The potato bravas part used chopped potatoes and chorizo cooked in an ovenproof pan on the hob, then add a chopped chilli and some canned tomatoes. Simon Rimmer said to make this a vegetarian potato bravas recipe, just use smoked paprika instead of chorizo.
The potatoes were served onto the plate, then the pork chops and haddock put on top of that with their rarebit topping.
- My Food Cheat: I’d just use the rarebit topping to put on top of a beef burger!
Haddock and Chorizo Hash
This was similar to a corned beef hash, but used haddock and chorizo and, to be honest, I wasn’t really watching.
- My Food Cheat: I make a microwave corned beef hash and would use similar methods to make this, although I’m unlikely to make this dish ever because there’s too much food in the world and you can’t eat everything, especially when it has ingredients you rarely buy!
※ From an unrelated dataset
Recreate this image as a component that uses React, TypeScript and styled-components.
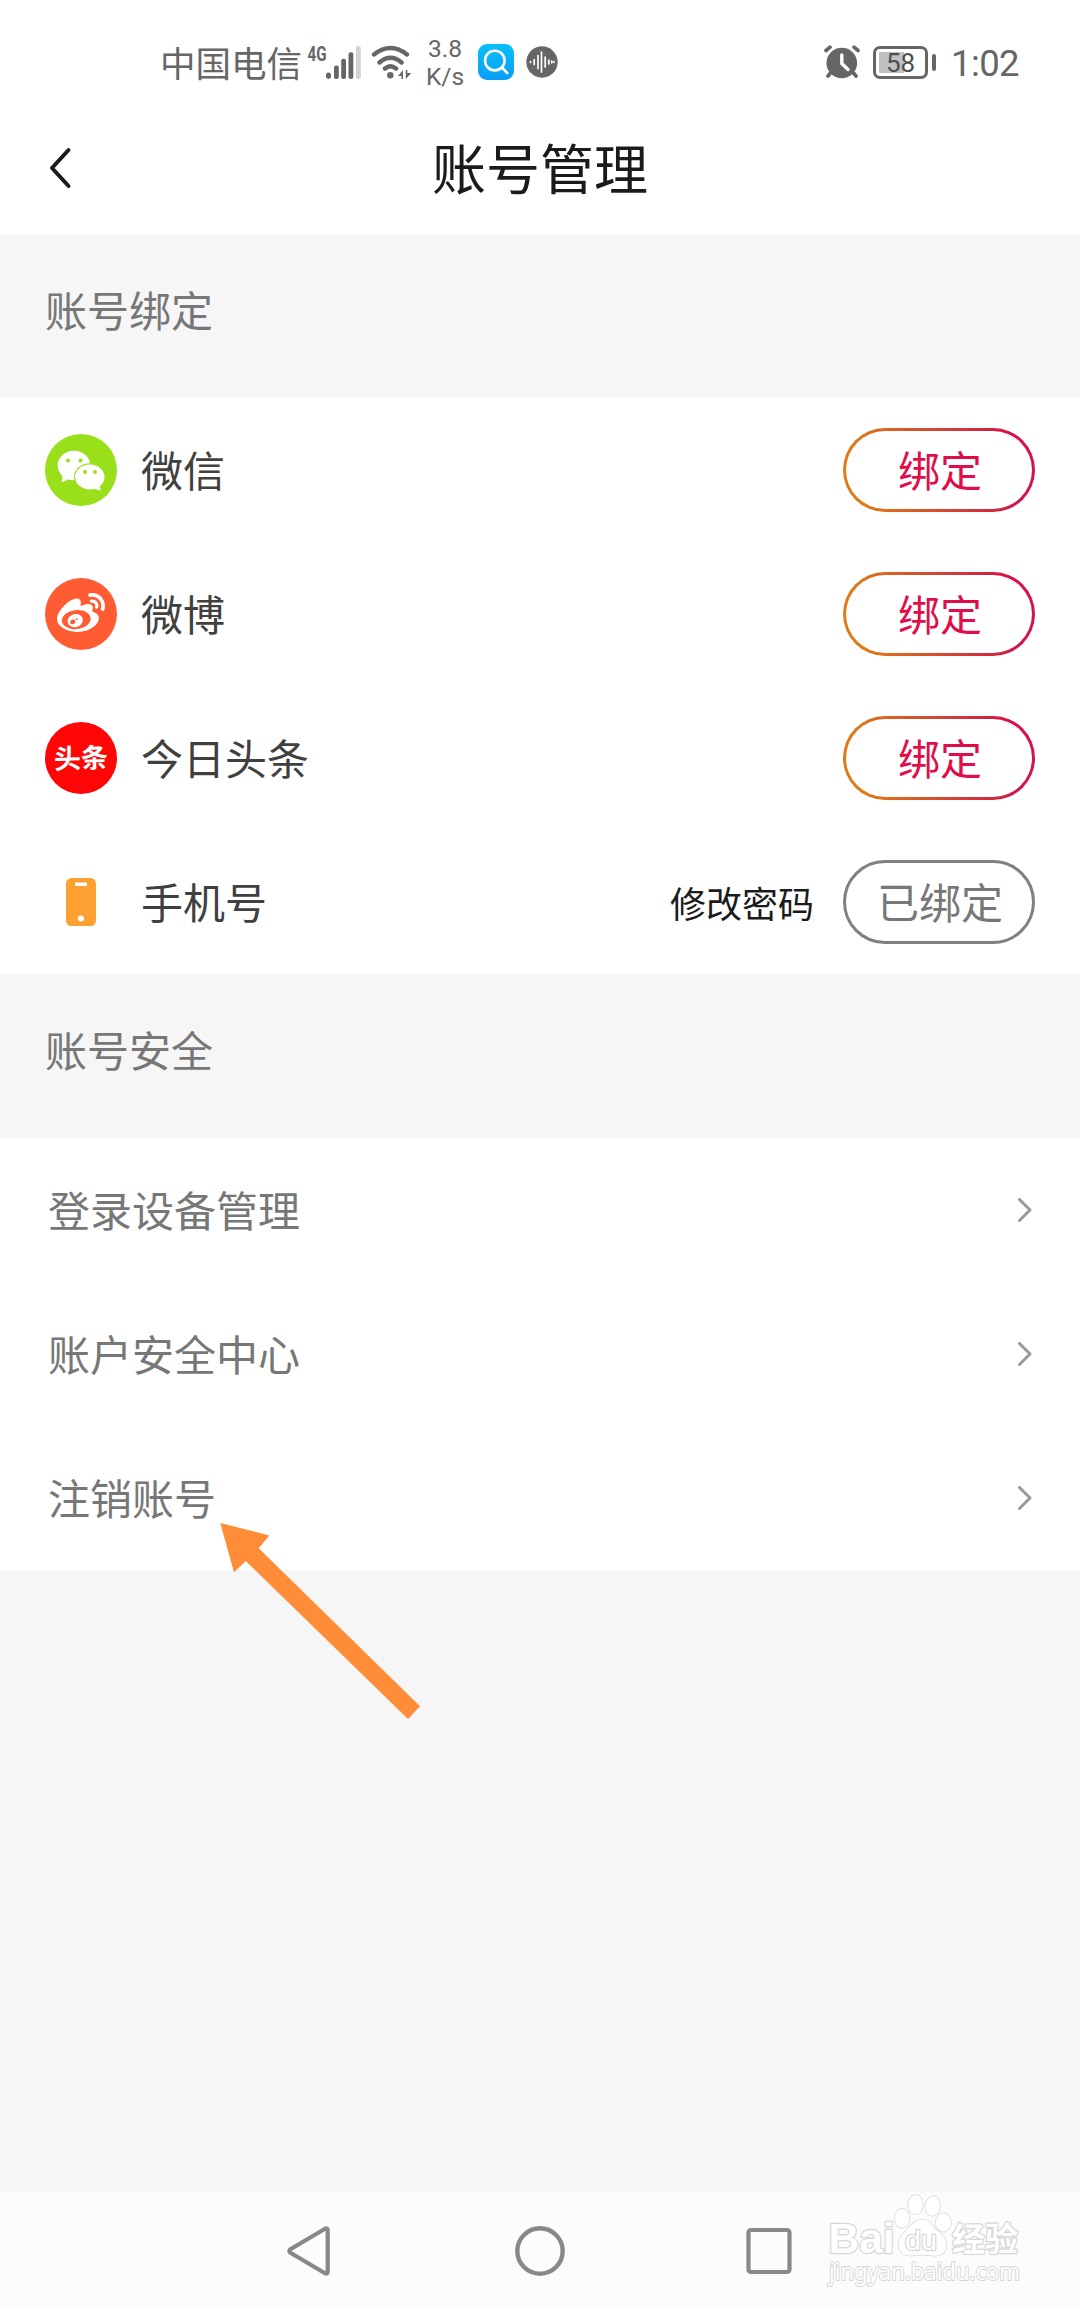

Roasted Squash Salad with Steak or Salmon
I mentally switched off by this point. This show is an hour long and it was close to the end and I don’t cook/eat hot salads, or squash…. it was roasted cubed squash with leaves and salady bits here and there. Not a salad fan in the main 🙂
Episode Recipes from Iceland
All the recipes for this Eat the Week episode are on the Iceland website, where they give you all the ingredients, the measurement and weights and cooking times.
Update: They have removed the recipes from the Eat the Week programme, which had been at groceries.iceland.co.uk/eat-the-week/episode-01
There are recipes here I’d eat, but I found this episode quite “fish and chorizo and pork chop” heavy for my typical food. It’s a good watch though!